O Congresso precisa endurecer essa reforma dos militares.
Nelson Marconi, professor da FGV-SP
Quem ganha mais, paga mais
A Câmara manteve intacta uma proposta do governo considerada justa pelos economistas --tornar contribuição previdenciária um pouco mais progressivas, cobrando menos de quem ganha menos e mais de quem ganha mais.
Hoje as alíquotas variam de 8% a 11% no INSS. Com a reforma, iriam de 7,5% a 14% (alíquota máxima efetiva de 11,69%). A proposta reduz levemente a cobrança da maioria dos trabalhadores que ganham até R$ 2.000.
Já cobrança sobre os servidores vai aumentar, caso a reforma entre em vigor. Atualmente, o funcionário público federal paga 11% sobre todo o salário, caso tenha tomado posse antes de 2013. Quem ingressou no serviço público depois de 2013 paga 11% até o teto do INSS, ou seja, não contribui sobre o valor que supera R$ 5.800.

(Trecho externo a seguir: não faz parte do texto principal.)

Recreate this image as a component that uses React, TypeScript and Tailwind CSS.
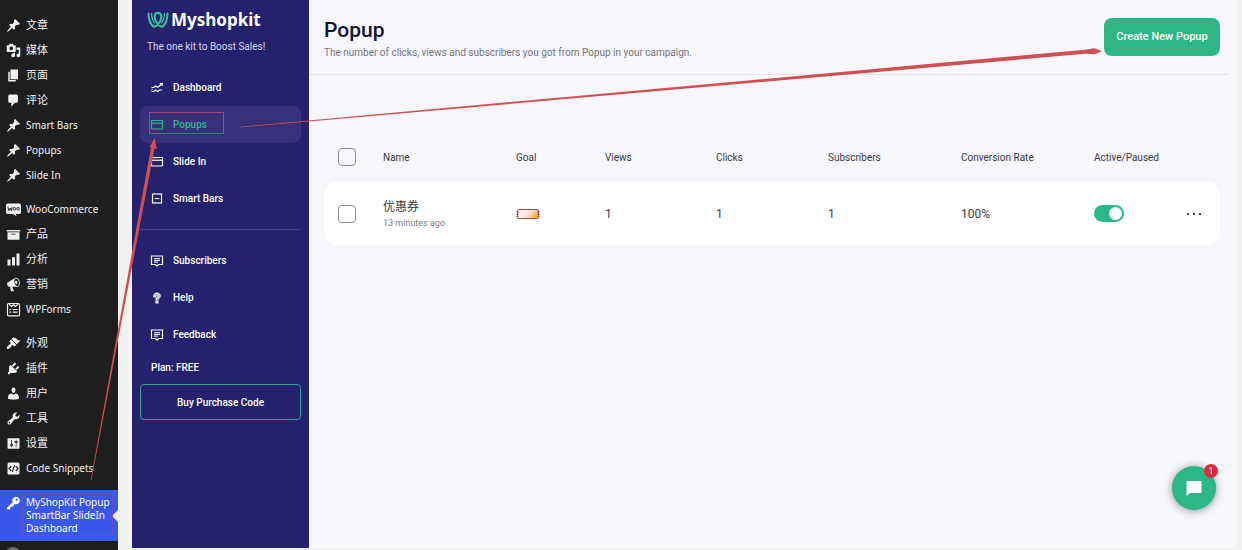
import { useState } from "react";
import type { ReactNode } from "react";
import { LiaQuestionSolid } from "react-icons/lia";

type IconProps = { children: ReactNode; className?: string };

const MenuIcon = ({ children, className = "fill-[#f0f0f1]" }: IconProps) => (
  <svg viewBox="0 0 20 20" className={`size-[15px] shrink-0 ${className}`} aria-hidden="true">
    {children}
  </svg>
);

const pin = (
  <path d="M10.44 3.02l1.82-1.82 6.36 6.35-1.83 1.82c-1.05-.68-2.48-.57-3.41.36l-.75.75c-.92.93-1.04 2.35-.35 3.41l-1.83 1.82-2.41-2.41-2.8 2.79c-.42.42-3.38 2.71-3.8 2.29s1.86-3.39 2.28-3.81l2.79-2.79L4.1 9.36l1.83-1.82c1.05.69 2.48.57 3.4-.36l.75-.75c.93-.92 1.05-2.35.36-3.41z" />
);

// WordPress admin menu, one array per separated group
const adminMenu: { label: string; icon: ReactNode }[][] = [
  [
    { label: "文章", icon: pin },
    {
      label: "媒体",
      icon: (
        <path d="M13 11V4c0-.55-.45-1-1-1h-1.67L9 1H5L3.67 3H2c-.55 0-1 .45-1 1v7c0 .55.45 1 1 1h10c.55 0 1-.45 1-1zM7 4.5c1.38 0 2.5 1.12 2.5 2.5S8.38 9.5 7 9.5 4.5 8.38 4.5 7 5.62 4.5 7 4.5zM14 6h5v10.5c0 1.38-1.12 2.5-2.5 2.5S14 17.88 14 16.5s1.12-2.5 2.5-2.5c.17 0 .34.02.5.05V9h-3V6zm-4 8.05V13h2v3.5c0 1.38-1.12 2.5-2.5 2.5S7 17.88 7 16.5 8.12 14 9.5 14c.17 0 .34.02.5.05z" />
      ),
    },
    { label: "页面", icon: <path d="M6 15V2h10v13H6zm-1 1h8v2H3V5h2v11z" /> },
    {
      label: "评论",
      icon: (
        <path d="M5 2h9c1.1 0 2 .9 2 2v7c0 1.1-.9 2-2 2h-2l-5 5v-5H5c-1.1 0-2-.9-2-2V4c0-1.1.9-2 2-2z" />
      ),
    },
    { label: "Smart Bars", icon: pin },
    { label: "Popups", icon: pin },
    { label: "Slide In", icon: pin },
  ],
  [
    {
      label: "WooCommerce",
      icon: (
        <>
          <path d="M2.5 2h15A2.5 2.5 0 0 1 20 4.5v9a2.5 2.5 0 0 1-2.5 2.5H13l1 3-5-3H2.5A2.5 2.5 0 0 1 0 13.5v-9A2.5 2.5 0 0 1 2.5 2z" />
          <path
            d="M2.5 6.5l1.3 5L5.6 8 7.2 11.5 8.2 6.5"
            fill="none"
            stroke="#1e1e1e"
            strokeWidth="1.2"
          />
          <circle cx="11.2" cy="9" r="1.7" fill="none" stroke="#1e1e1e" strokeWidth="1.2" />
          <circle cx="16" cy="9" r="1.7" fill="none" stroke="#1e1e1e" strokeWidth="1.2" />
        </>
      ),
    },
    { label: "产品", icon: <path d="M19 4v2H1V4h18zM2 7h16v10H2V7zm11 3V9H7v1h6z" /> },
    { label: "分析", icon: <path d="M18 18V2h-4v16h4zm-6 0V7H8v11h4zm-6 0v-8H2v8h4z" /> },
    {
      label: "营销",
      icon: (
        <path d="M18.15 5.94c.46 1.62.38 3.22-.02 4.48-.42 1.28-1.26 2.18-2.3 2.48-.16.06-.26.06-.4.06-.06.02-.12.02-.18.02-.06.02-.14.02-.22.02h-6.8l2.22 5.5c.02.14-.06.26-.14.34-.08.1-.24.16-.34.16H6.95c-.1 0-.26-.06-.34-.16-.08-.08-.16-.2-.14-.34l-1-5.5H4.25l-.02-.02c-.5.06-1.08-.18-1.54-.62s-.88-1.08-1.06-1.88c-.24-.8-.2-1.56-.02-2.2.18-.62.58-1.08 1.06-1.3l.02-.02 9-5.4c.1-.06.18-.1.24-.16.06-.04.14-.08.24-.12.16-.08.28-.12.5-.18 1.04-.3 2.24.1 3.22.98s1.84 2.24 2.26 3.86zm-2.58 5.98h-.02c.4-.1.74-.34 1.04-.7.58-.7.86-1.76.86-3.04 0-.64-.1-1.3-.28-1.98-.34-1.36-1.02-2.5-1.78-3.24s-1.68-1.1-2.46-.88c-.82.22-1.4.96-1.7 2-.32 1.04-.28 2.36.06 3.72.38 1.36 1 2.5 1.8 3.24.78.74 1.62 1.1 2.48.88zm-2.54-7.08c.22-.04.42-.02.62.04.38.16.76.48 1.02 1s.42 1.2.42 1.78c0 .3-.04.56-.12.8-.18.48-.44.84-.86.94-.34.1-.8-.06-1.14-.4s-.64-.86-.78-1.5c-.18-.62-.12-1.24.02-1.72s.48-.84.82-.94z" />
      ),
    },
    {
      label: "WPForms",
      icon: (
        <g fill="none" stroke="#f0f0f1" strokeWidth="1.6">
          <rect x="2" y="2" width="16" height="16.5" rx="1.5" />
          <path d="M4 3l3.5 3L10 3.5 12.5 6 16 3M4.5 10h2.5M9 10h6.5M4.5 13.5h2.5M9 13.5h6.5" />
        </g>
      ),
    },
  ],
  [
    {
      label: "外观",
      icon: (
        <path d="M14.48 11.06L7.41 3.99l1.5-1.5c.5-.56 2.3-.47 3.51.32 1.21.8 1.43 1.28 2.91 2.1 1.18.64 2.45 1.26 4.45.85zm-.71.71L6.7 4.7 4.93 6.47c-.39.39-.39 1.02 0 1.41l1.06 1.06c.39.39.39 1.03 0 1.42-.6.6-1.43 1.11-2.21 1.69-.35.26-.7.53-1.01.84C1.43 14.23.4 16.08 1.4 17.07c.99 1 2.84-.03 4.18-1.36.31-.31.58-.66.85-1.02.57-.78 1.08-1.61 1.69-2.21.39-.39 1.02-.39 1.41 0l1.06 1.06c.39.39 1.02.39 1.41 0z" />
      ),
    },
    {
      label: "插件",
      icon: (
        <path d="M13.11 4.36L9.87 7.6 8 5.73l3.24-3.24c.35-.34 1.05-.2 1.56.32.52.51.66 1.21.31 1.55zm-8 1.77l.91-1.12 9.01 9.01-1.19.84c-.71.71-2.63 1.16-3.82 1.16H6.14L4.9 17.26c-.59.59-1.54.59-2.12 0-.59-.58-.59-1.53 0-2.12l1.24-1.24v-3.88c0-1.13.4-3.19 1.09-3.89zm7.26 3.97l3.24-3.24c.34-.35 1.04-.21 1.55.31.52.51.66 1.21.31 1.55l-3.24 3.25z" />
      ),
    },
    {
      label: "用户",
      icon: (
        <path d="M10 9.25c-2.27 0-2.73-3.44-2.73-3.44C7 4.02 7.82 2 9.97 2c2.16 0 2.98 2.02 2.71 3.81 0 0-.41 3.44-2.68 3.44zm0 2.57L12.72 10c2.39 0 4.52 2.33 4.52 4.53v2.49s-3.65 1.13-7.24 1.13c-3.65 0-7.24-1.13-7.24-1.13v-2.49c0-2.25 1.94-4.48 4.47-4.48z" />
      ),
    },
    {
      label: "工具",
      icon: (
        <path d="M16.68 9.77c-1.34 1.34-3.3 1.67-4.95.99l-5.41 6.52c-.99.99-2.59.99-3.58 0s-.99-2.59 0-3.57l6.52-5.42c-.68-1.65-.35-3.61.99-4.95 1.28-1.28 3.12-1.62 4.72-1.06l-2.89 2.89 2.82 2.82 2.86-2.87c.53 1.58.18 3.39-1.08 4.65zM3.81 16.21c.4.39 1.04.39 1.43 0 .4-.4.4-1.04 0-1.43-.39-.4-1.03-.4-1.43 0-.39.39-.39 1.03 0 1.43z" />
      ),
    },
    {
      label: "设置",
      icon: (
        <path d="M18 16V4c0-.55-.45-1-1-1H3c-.55 0-1 .45-1 1v12c0 .55.45 1 1 1h14c.55 0 1-.45 1-1zM8 11h1c.55 0 1 .45 1 1s-.45 1-1 1H8v1.5c0 .28-.22.5-.5.5s-.5-.22-.5-.5V13H6c-.55 0-1-.45-1-1s.45-1 1-1h1V5.5c0-.28.22-.5.5-.5s.5.22.5.5V11zm5-2h-1c-.55 0-1-.45-1-1s.45-1 1-1h1V5.5c0-.28.22-.5.5-.5s.5.22.5.5V7h1c.55 0 1 .45 1 1s-.45 1-1 1h-1v5.5c0 .28-.22.5-.5.5s-.5-.22-.5-.5V9z" />
      ),
    },
    {
      label: "Code Snippets",
      icon: (
        <>
          <rect x="2" y="2" width="16" height="16" rx="2" />
          <path
            d="M7 7l-3 3 3 3M13 7l3 3-3 3M11.5 5.5l-3 9"
            fill="none"
            stroke="#1e1e1e"
            strokeWidth="1.5"
          />
        </>
      ),
    },
  ],
];

const NavIcon = ({ children }: { children: ReactNode }) => (
  <svg
    viewBox="0 0 14 14"
    className="size-[14px] shrink-0 fill-none stroke-current"
    strokeWidth="1.2"
    aria-hidden="true"
  >
    {children}
  </svg>
);

const windowIcon = (
  <NavIcon>
    <rect x="1.5" y="2.5" width="11" height="8.5" rx="0.5" />
    <path d="M1.5 5.2h11" />
  </NavIcon>
);

const messageIcon = (
  <NavIcon>
    <path d="M1.5 2h11v8.5H8.5L7 12.1 5.5 10.5h-4z" />
    <path d="M4 4.7h6M4 6.4h6M4 8.1h4" strokeWidth="1" />
  </NavIcon>
);

const kitNav = [
  {
    label: "Dashboard",
    icon: (
      <NavIcon>
        <path d="M1.5 6.5h2.5L5.5 5l2 1.2L12 3M9.8 2.6h2.4v2.2M1.5 10.5h2.5L5.5 9l2 1.4 2-1.4h2.7M1.5 8.5h1" />
      </NavIcon>
    ),
  },
  { label: "Popups", icon: windowIcon },
  { label: "Slide In", icon: windowIcon },
  {
    label: "Smart Bars",
    icon: (
      <NavIcon>
        <rect x="2.5" y="2" width="9" height="9" />
        <path d="M4.8 6.5h4.4" />
      </NavIcon>
    ),
  },
];

const supportNav = [
  { label: "Subscribers", icon: messageIcon },
  {
    label: "Help",
    icon: <LiaQuestionSolid className="size-[14px] shrink-0 stroke-current stroke-1" />,
  },
  { label: "Feedback", icon: messageIcon },
];

const campaigns = [
  {
    id: 1,
    name: "优惠券",
    updated: "13 minutes ago",
    views: 1,
    clicks: 1,
    subscribers: 1,
    rate: "100%",
  },
];

const AdminMenu = () => (
  <nav aria-label="WordPress" className="w-[118px] shrink-0 bg-[#1e1e1e] pt-[13px] text-[#f0f0f1]">
    {adminMenu.map((group, i) => (
      <ul key={i} className="mb-[9px]">
        {group.map(({ label, icon }) => (
          <li key={label}>
            <a
              href="#"
              className={`flex h-[25px] items-center gap-[5px] pl-[6px] whitespace-nowrap ${
                /^\w/.test(label) ? "text-[10px]" : "text-[11px]"
              }`}
            >
              <MenuIcon>{icon}</MenuIcon>
              {label}
            </a>
          </li>
        ))}
      </ul>
    ))}
    <a
      href="#"
      aria-current="page"
      className="relative flex gap-[5px] bg-[#3858e9] py-[6px] pl-[6px] text-[10px] leading-[13px] whitespace-nowrap text-white"
    >
      <MenuIcon className="fill-white">
        <path d="M16.95 2.58c1.96 1.95 1.96 5.12 0 7.07-1.51 1.51-3.75 1.84-5.59 1.01l-1.87 3.31-2.99.31L5 18H2l-1-2 7.95-7.69c-.92-1.87-.62-4.18.93-5.73 1.95-1.96 5.12-1.96 7.07 0zm-2.51 3.79c.74 0 1.33-.6 1.33-1.34 0-.73-.59-1.33-1.33-1.33-.73 0-1.33.6-1.33 1.33 0 .74.6 1.34 1.33 1.34z" />
      </MenuIcon>
      <span>
        MyShopKit Popup
        <br />
        SmartBar SlideIn
        <br />
        Dashboard
      </span>
      <span className="absolute top-1/2 right-0 -translate-y-1/2 border-y-[6px] border-r-[6px] border-y-transparent border-r-[#f1f1f1]" />
    </a>
    <div className="mt-[6px] ml-[5px] size-4 rounded-full bg-[#6b6b6b]" />
  </nav>
);

const Logo = () => (
  <svg viewBox="0 0 22 18" className="h-[18px] w-[22px]" aria-hidden="true">
    <g fill="none" stroke="#35c098" strokeLinecap="round" strokeLinejoin="round">
      <path
        d="M1.5 2.5C1.5 8 3.5 14.5 7 15.8c3.5-.6 7.3-6 7.3-10C14.3.5 7.7.5 7.7 5.8c0 4 3.8 9.4 7.3 10 3.5-1.3 5.5-7.8 5.5-13.3"
        strokeWidth="2.1"
      />
      <path d="M4.6 2.5c0 3.5 1 7 2.9 9.3M17.4 2.5c0 3.5-1 7-2.9 9.3" strokeWidth="1.3" />
    </g>
  </svg>
);

const KitSidebar = () => {
  const [active, setActive] = useState("Popups");

  const renderItem = ({ label, icon }: { label: string; icon: ReactNode }) => (
    <li key={label}>
      <a
        href="#"
        onClick={() => setActive(label)}
        className={`flex h-[37px] items-center gap-[9px] rounded-lg pl-[10px] ${
          active === label ? "bg-[#363179] text-[#2cb787]" : "text-white"
        }`}
      >
        {icon}
        {label}
      </a>
    </li>
  );

  return (
    <aside className="mb-[2px] ml-[14px] w-[177px] shrink-0 bg-[#26216c] px-2 pt-[11px] font-['Roboto',sans-serif] text-[10px] font-medium text-white">
      <div className="flex items-center gap-[2px] pl-[7px]">
        <Logo />
        <span className="font-['Noto_Sans',sans-serif] text-[17px] leading-[18px] font-bold">
          Myshopkit
        </span>
      </div>
      <p className="mt-[10px] pl-[7px] leading-4 font-normal text-[#d8d5f5]">
        The one kit to Boost Sales!
      </p>
      <nav aria-label="Myshopkit" className="mt-[14px]">
        <ul>{kitNav.map(renderItem)}</ul>
        <hr className="my-3 border-[#454083]" />
        <ul>{supportNav.map(renderItem)}</ul>
      </nav>
      <p className="mt-[7px] pl-[11px] leading-4">Plan: FREE</p>
      <button
        type="button"
        className="mt-2 h-9 w-full rounded border border-[#2ea39a] text-white"
      >
        Buy Purchase Code
      </button>
    </aside>
  );
};

const CouponIcon = () => (
  <svg viewBox="0 0 24 12" className="h-3 w-6" role="img" aria-label="Coupon">
    <defs>
      <linearGradient id="coupon" x1="0" y1="0" x2="1" y2="0.4">
        <stop offset="0.4" stopColor="#fdeef0" />
        <stop offset="0.7" stopColor="#f9d9c8" />
        <stop offset="0.95" stopColor="#f7b733" />
      </linearGradient>
    </defs>
    <rect x="1.5" y="1.5" width="21" height="9" rx="1" fill="url(#coupon)" stroke="#a34a5e" />
    <path d="M1.5 3v6M22.5 3v6" stroke="#a34a5e" strokeWidth="2" strokeDasharray="1.5 1" />
  </svg>
);

const Check = ({ label }: { label: string }) => (
  <input
    type="checkbox"
    aria-label={label}
    className="block size-[18px] appearance-none rounded border border-[#8d8c98] checked:bg-[#2cb787]"
  />
);

const CampaignTable = () => {
  const [enabled, setEnabled] = useState(true);

  return (
    <table className="mt-[57px] w-full table-fixed border-separate border-spacing-0 text-left text-[#3a3a46]">
      <thead>
        <tr className="h-[50px] text-[10px] [&>th]:font-normal">
          <th className="w-[59px] pl-[14px]">
            <Check label="Select all" />
          </th>
          <th className="w-[133px]">Name</th>
          <th className="w-[89px]">Goal</th>
          <th className="w-[111px]">Views</th>
          <th className="w-[112px]">Clicks</th>
          <th className="w-[133px]">Subscribers</th>
          <th className="w-[133px]">Conversion Rate</th>
          <th className="w-[92px]">Active/Paused</th>
          <th className="w-[34px]" />
        </tr>
      </thead>
      <tbody>
        {campaigns.map((c) => (
          <tr key={c.id} className="h-[63px] text-xs [&>td]:bg-white">
            <td className="rounded-l-xl pl-[14px]">
              <Check label={`Select ${c.name}`} />
            </td>
            <td>
              <span className="block leading-[18px]">{c.name}</span>
              <span className="block text-[9px] leading-[14px] text-[#7b7b86]">{c.updated}</span>
            </td>
            <td>
              <CouponIcon />
            </td>
            <td>{c.views}</td>
            <td>{c.clicks}</td>
            <td>{c.subscribers}</td>
            <td>{c.rate}</td>
            <td>
              <input
                type="checkbox"
                role="switch"
                aria-label="Active"
                checked={enabled}
                onChange={(e) => setEnabled(e.target.checked)}
                className="flex h-[17px] w-[30px] appearance-none items-center rounded-full bg-gray-300 px-[2px] before:size-[13px] before:rounded-full before:bg-white checked:justify-end checked:bg-[#2cb787]"
              />
            </td>
            <td className="rounded-r-xl">
              <button type="button" aria-label="More actions" className="block">
                <svg viewBox="0 0 16 4" className="h-1 w-4 fill-[#1b1b25]">
                  <circle cx="2" cy="2" r="1.1" />
                  <circle cx="8" cy="2" r="1.1" />
                  <circle cx="14" cy="2" r="1.1" />
                </svg>
              </button>
            </td>
          </tr>
        ))}
      </tbody>
    </table>
  );
};

const ChatButton = () => (
  <button
    type="button"
    aria-label="Open chat"
    className="absolute right-[26px] bottom-10 flex size-11 items-center justify-center rounded-full bg-[#2cb787] shadow-[0_1px_8px_rgba(0,0,0,0.4)]"
  >
    <svg viewBox="0 0 16 16" className="size-4 fill-white" aria-hidden="true">
      <path d="M0.5 1h15v12H4l-3.5 3z" />
    </svg>
    <span className="absolute -top-[2px] -right-[2px] flex size-[14px] items-center justify-center rounded-full bg-[#e02b3c] text-[9px] text-white">
      1
    </span>
  </button>
);

// Hand-drawn walkthrough marks laid over the whole screen
const Annotations = () => (
  <svg
    viewBox="0 0 1242 550"
    className="pointer-events-none absolute top-0 left-0 h-[550px] w-[1242px]"
    aria-hidden="true"
  >
    <g fill="#cf4f55">
      <path d="M240 126.7L1085 49.7 1094 48.3 1102 51 1095 54.2 1085.5 53.8 240 127.4z" />
      <path d="M90.7 480L151 147.5 149.5 147 154.5 138 157 149 154.5 148.5 91.4 480z" />
    </g>
    <g fill="none">
      <rect x="149.5" y="112.5" width="74" height="21" stroke="#b0447a" />
      <rect x="22.5" y="494.5" width="90" height="41" stroke="#6a4fc4" />
      <rect x="1112.5" y="22.5" width="100" height="26" stroke="#4aa87f" />
    </g>
  </svg>
);

const App = () => {
  return (
    <div className="relative flex h-screen overflow-hidden bg-[#f1f1f1] font-['Noto_Sans','Noto_Sans_CJK_SC',sans-serif]">
      <AdminMenu />
      <KitSidebar />
      <main className="mr-[5px] mb-[2px] min-w-0 flex-1 bg-[#f6f6fb] font-['Roboto','Noto_Sans_CJK_SC',sans-serif]">
        <header className="mr-2 flex items-start justify-between border-b border-[#e2e2ea] pt-[18px] pr-[9px] pb-[13px] pl-[15px]">
          <div>
            <h1 className="text-[21px] leading-6 font-medium text-[#120f38]">Popup</h1>
            <p className="mt-[3px] text-[10px] leading-4 text-[#777683]">
              The number of clicks, views and subscribers you got from Popup in your campaign.
            </p>
          </div>
          <button
            type="button"
            className="h-[38px] w-[116px] shrink-0 rounded-lg bg-[#2cb787] text-[11px] font-medium text-white"
          >
            Create New Popup
          </button>
        </header>
        <div className="pr-[17px] pl-[15px]">
          <CampaignTable />
        </div>
      </main>
      <ChatButton />
      <Annotations />
    </div>
  );
};

export default App;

Pelas novas regras, as alíquotas para os que ingressaram antes de 2013 serão proporcionais à remuneração, variando de 7,5% para o servidor que recebe salário mínimo a 22% para quem recebe R$ 39 mil ou mais.
Como a cobrança é gradativa sobre o salário, porém, a alíquota máxima efetiva ficaria em 16,78% --ou seja, o servidor com salário de 39 mil pagaria R$ 6.544 ao mês em vez de R$ 4.290 como hoje.
No caso dos militares, a alíquota não seria progressiva --o projeto de lei prevê alta de 7,5% para 10,5% da alíquota, independentemente da faixa salarial.